Supplied material:
****
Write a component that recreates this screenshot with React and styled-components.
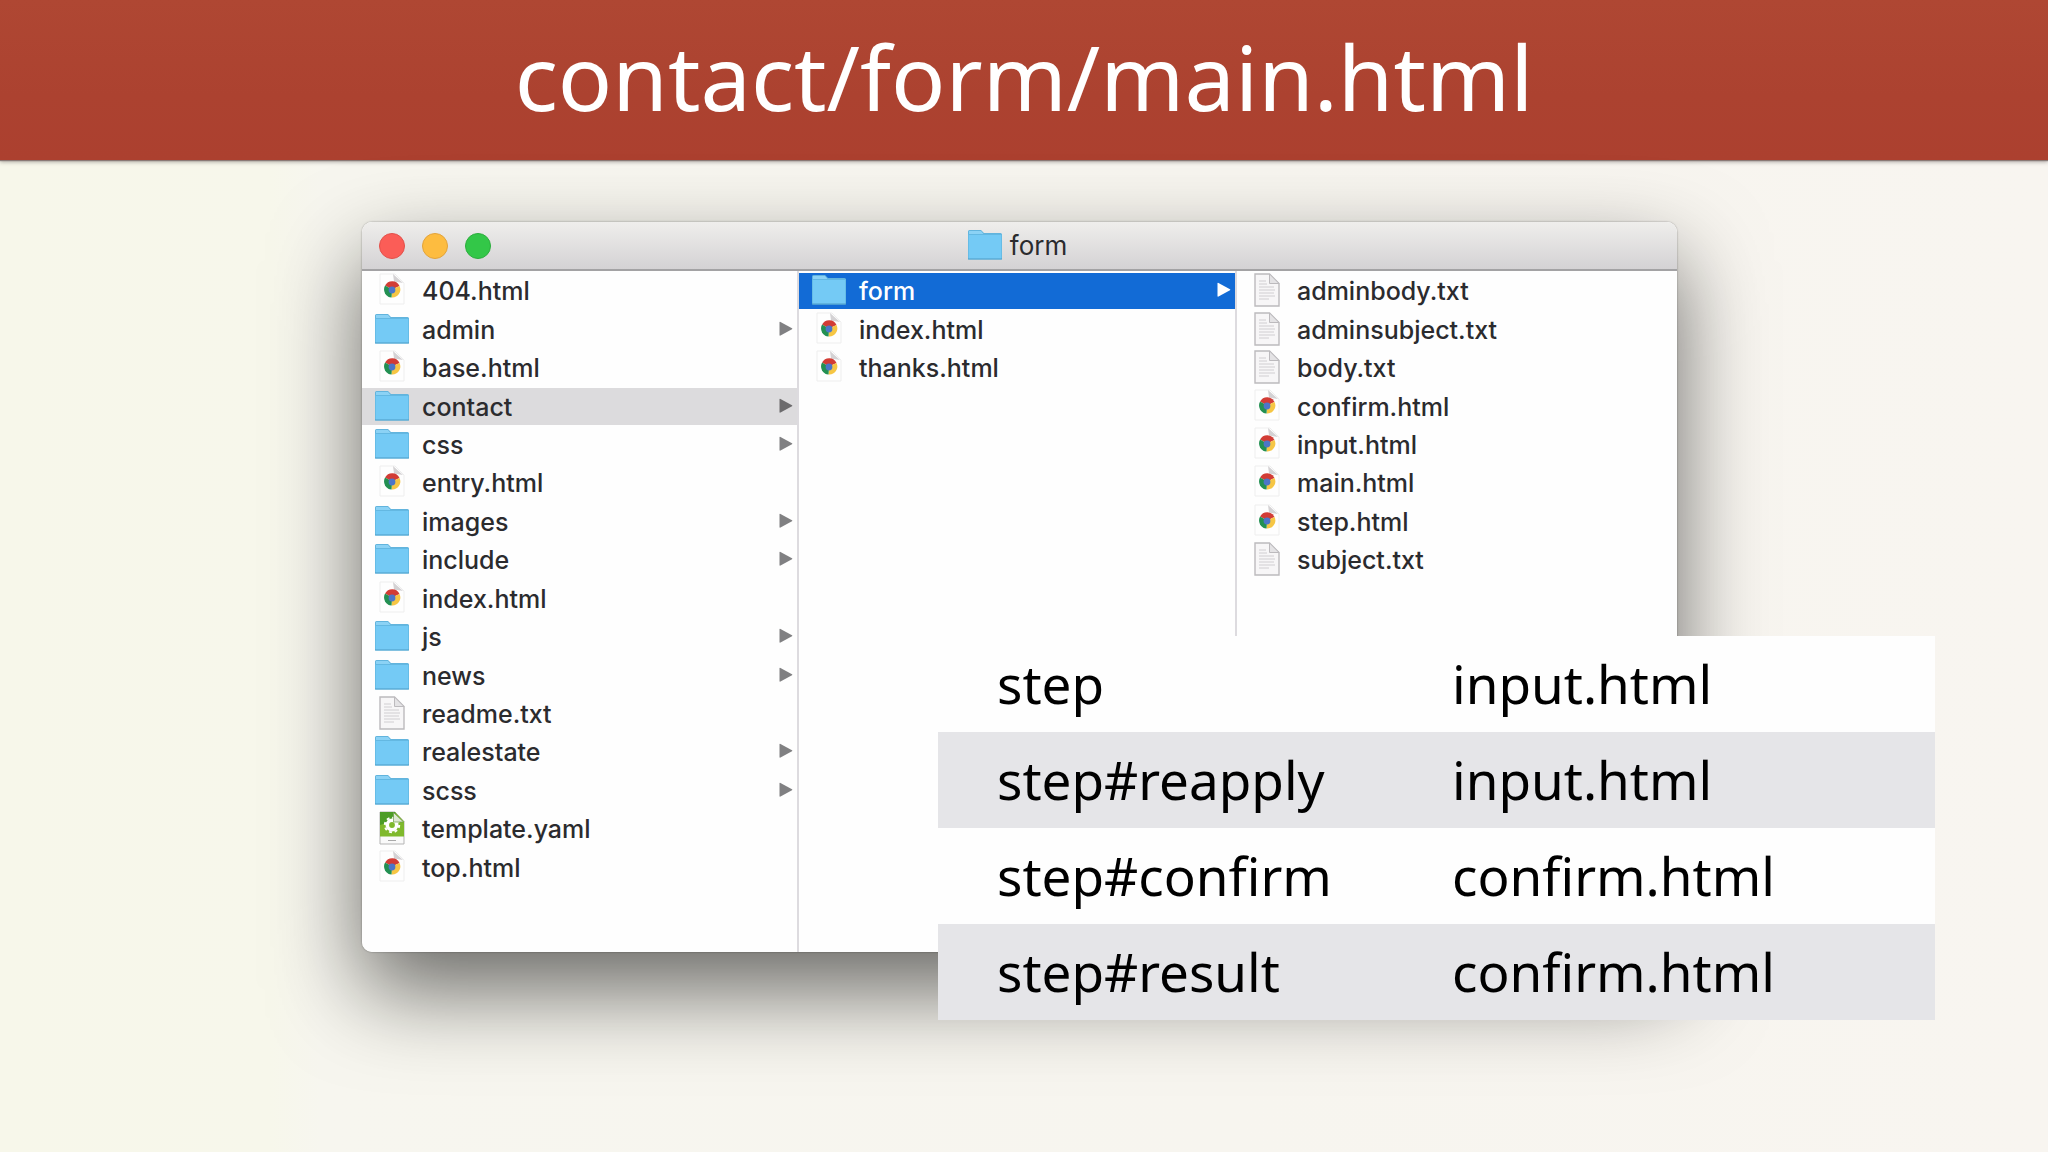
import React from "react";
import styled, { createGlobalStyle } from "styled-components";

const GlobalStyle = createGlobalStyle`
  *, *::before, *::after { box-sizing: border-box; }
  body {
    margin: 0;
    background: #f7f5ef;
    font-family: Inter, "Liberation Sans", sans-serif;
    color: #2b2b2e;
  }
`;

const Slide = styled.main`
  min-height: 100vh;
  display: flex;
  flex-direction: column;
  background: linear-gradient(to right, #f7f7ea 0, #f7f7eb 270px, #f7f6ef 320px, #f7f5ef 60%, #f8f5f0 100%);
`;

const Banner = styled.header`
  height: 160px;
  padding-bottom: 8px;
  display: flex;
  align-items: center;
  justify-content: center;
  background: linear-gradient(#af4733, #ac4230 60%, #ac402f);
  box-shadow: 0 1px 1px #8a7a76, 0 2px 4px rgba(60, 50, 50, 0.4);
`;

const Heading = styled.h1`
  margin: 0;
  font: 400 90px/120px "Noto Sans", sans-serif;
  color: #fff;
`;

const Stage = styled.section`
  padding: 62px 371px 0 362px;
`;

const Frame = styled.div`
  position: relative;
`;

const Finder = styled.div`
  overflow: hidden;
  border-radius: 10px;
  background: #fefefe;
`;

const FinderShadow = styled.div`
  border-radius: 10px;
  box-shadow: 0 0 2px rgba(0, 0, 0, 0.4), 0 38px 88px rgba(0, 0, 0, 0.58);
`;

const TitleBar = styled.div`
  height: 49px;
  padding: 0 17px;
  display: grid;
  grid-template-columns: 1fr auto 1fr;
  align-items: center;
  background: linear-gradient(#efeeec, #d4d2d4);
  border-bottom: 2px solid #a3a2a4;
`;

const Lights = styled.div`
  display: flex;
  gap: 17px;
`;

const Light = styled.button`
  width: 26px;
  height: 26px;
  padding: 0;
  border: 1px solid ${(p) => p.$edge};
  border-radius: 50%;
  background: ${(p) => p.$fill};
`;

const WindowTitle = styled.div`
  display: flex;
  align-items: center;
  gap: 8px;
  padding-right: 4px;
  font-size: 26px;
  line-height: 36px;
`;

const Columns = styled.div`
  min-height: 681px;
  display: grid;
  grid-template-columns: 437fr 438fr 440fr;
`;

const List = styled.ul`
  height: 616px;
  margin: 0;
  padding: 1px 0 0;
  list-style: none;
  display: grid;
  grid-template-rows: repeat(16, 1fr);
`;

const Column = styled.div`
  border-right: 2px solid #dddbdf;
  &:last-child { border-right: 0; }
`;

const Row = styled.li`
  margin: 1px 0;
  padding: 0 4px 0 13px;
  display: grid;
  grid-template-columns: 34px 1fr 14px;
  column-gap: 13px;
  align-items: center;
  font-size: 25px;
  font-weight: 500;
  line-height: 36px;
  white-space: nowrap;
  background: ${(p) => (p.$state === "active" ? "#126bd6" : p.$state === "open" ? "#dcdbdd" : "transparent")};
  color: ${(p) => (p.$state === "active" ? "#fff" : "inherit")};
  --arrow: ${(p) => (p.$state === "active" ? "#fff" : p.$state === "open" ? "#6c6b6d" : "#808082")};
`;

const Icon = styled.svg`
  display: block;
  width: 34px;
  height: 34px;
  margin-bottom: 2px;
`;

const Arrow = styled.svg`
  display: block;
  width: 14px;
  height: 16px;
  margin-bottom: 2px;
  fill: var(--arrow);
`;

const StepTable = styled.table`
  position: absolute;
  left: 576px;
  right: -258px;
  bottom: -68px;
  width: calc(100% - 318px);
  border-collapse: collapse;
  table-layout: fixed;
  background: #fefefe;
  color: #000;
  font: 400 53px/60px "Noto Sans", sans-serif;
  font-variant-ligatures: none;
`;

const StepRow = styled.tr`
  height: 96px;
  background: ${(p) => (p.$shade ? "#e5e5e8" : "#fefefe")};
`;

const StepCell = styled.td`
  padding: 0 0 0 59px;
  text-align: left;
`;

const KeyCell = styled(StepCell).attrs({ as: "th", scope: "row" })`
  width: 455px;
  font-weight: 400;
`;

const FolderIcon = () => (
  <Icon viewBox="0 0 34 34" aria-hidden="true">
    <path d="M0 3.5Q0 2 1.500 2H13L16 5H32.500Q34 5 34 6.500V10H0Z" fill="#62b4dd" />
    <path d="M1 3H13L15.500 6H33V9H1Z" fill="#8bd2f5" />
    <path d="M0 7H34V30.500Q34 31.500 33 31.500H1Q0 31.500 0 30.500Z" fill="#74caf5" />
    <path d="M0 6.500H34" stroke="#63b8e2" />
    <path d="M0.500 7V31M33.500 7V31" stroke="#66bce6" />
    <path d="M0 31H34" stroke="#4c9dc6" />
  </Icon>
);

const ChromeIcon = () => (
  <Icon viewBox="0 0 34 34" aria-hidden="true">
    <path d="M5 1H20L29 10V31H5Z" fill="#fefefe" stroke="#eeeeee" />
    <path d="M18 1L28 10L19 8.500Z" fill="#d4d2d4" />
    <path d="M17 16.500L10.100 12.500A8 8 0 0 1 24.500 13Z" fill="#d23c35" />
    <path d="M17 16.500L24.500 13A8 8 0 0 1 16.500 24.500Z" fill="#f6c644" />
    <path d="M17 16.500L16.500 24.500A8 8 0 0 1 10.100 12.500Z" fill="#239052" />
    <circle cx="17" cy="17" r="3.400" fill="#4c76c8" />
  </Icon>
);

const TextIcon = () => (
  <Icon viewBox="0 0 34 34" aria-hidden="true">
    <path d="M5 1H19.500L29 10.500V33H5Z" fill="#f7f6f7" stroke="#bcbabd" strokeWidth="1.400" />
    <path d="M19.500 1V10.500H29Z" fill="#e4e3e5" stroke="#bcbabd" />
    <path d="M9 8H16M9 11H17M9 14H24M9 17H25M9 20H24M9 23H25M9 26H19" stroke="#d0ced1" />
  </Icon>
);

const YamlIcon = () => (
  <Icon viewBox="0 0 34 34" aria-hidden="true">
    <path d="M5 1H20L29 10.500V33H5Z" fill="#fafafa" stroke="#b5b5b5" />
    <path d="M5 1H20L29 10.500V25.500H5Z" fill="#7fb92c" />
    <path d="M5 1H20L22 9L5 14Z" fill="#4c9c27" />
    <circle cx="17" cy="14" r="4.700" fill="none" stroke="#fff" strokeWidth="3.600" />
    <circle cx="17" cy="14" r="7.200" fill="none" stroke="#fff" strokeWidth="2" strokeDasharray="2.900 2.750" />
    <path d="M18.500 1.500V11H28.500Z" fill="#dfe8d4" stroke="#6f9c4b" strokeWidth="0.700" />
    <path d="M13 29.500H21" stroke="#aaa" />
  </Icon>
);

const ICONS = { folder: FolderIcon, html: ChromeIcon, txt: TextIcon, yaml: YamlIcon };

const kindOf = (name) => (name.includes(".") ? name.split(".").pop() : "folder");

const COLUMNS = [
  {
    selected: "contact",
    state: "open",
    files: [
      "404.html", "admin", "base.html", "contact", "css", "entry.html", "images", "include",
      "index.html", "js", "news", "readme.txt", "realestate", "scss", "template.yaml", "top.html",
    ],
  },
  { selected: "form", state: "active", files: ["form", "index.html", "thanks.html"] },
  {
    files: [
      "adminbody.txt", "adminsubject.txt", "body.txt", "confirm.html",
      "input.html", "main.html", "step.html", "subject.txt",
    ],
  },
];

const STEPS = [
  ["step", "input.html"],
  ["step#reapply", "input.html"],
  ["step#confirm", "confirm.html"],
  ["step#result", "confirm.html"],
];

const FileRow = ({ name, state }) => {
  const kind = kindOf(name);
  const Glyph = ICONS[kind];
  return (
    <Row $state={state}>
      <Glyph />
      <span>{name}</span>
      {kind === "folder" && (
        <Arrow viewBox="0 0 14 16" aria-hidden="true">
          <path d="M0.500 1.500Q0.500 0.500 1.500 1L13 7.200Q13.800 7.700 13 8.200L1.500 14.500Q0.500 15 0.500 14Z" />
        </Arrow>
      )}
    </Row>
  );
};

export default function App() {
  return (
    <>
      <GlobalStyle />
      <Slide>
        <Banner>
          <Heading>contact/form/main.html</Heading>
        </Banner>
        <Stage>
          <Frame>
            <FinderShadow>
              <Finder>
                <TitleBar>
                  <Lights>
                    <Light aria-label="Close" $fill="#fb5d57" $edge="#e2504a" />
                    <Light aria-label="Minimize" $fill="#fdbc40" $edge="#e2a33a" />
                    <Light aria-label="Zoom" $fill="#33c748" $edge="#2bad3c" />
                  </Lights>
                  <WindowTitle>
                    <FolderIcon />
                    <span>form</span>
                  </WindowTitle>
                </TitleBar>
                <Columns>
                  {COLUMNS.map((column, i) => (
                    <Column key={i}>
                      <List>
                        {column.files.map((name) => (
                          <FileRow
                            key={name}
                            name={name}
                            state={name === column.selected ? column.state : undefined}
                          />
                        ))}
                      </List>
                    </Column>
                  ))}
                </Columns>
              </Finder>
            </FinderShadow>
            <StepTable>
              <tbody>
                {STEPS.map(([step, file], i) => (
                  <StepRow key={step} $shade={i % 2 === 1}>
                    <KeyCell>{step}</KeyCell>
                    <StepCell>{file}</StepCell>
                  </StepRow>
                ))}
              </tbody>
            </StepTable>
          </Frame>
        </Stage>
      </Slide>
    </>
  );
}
****
Exercise prompt: Indicate how many lines of the material contain the string "React", giving the number and nothing more.

Result of the task: 2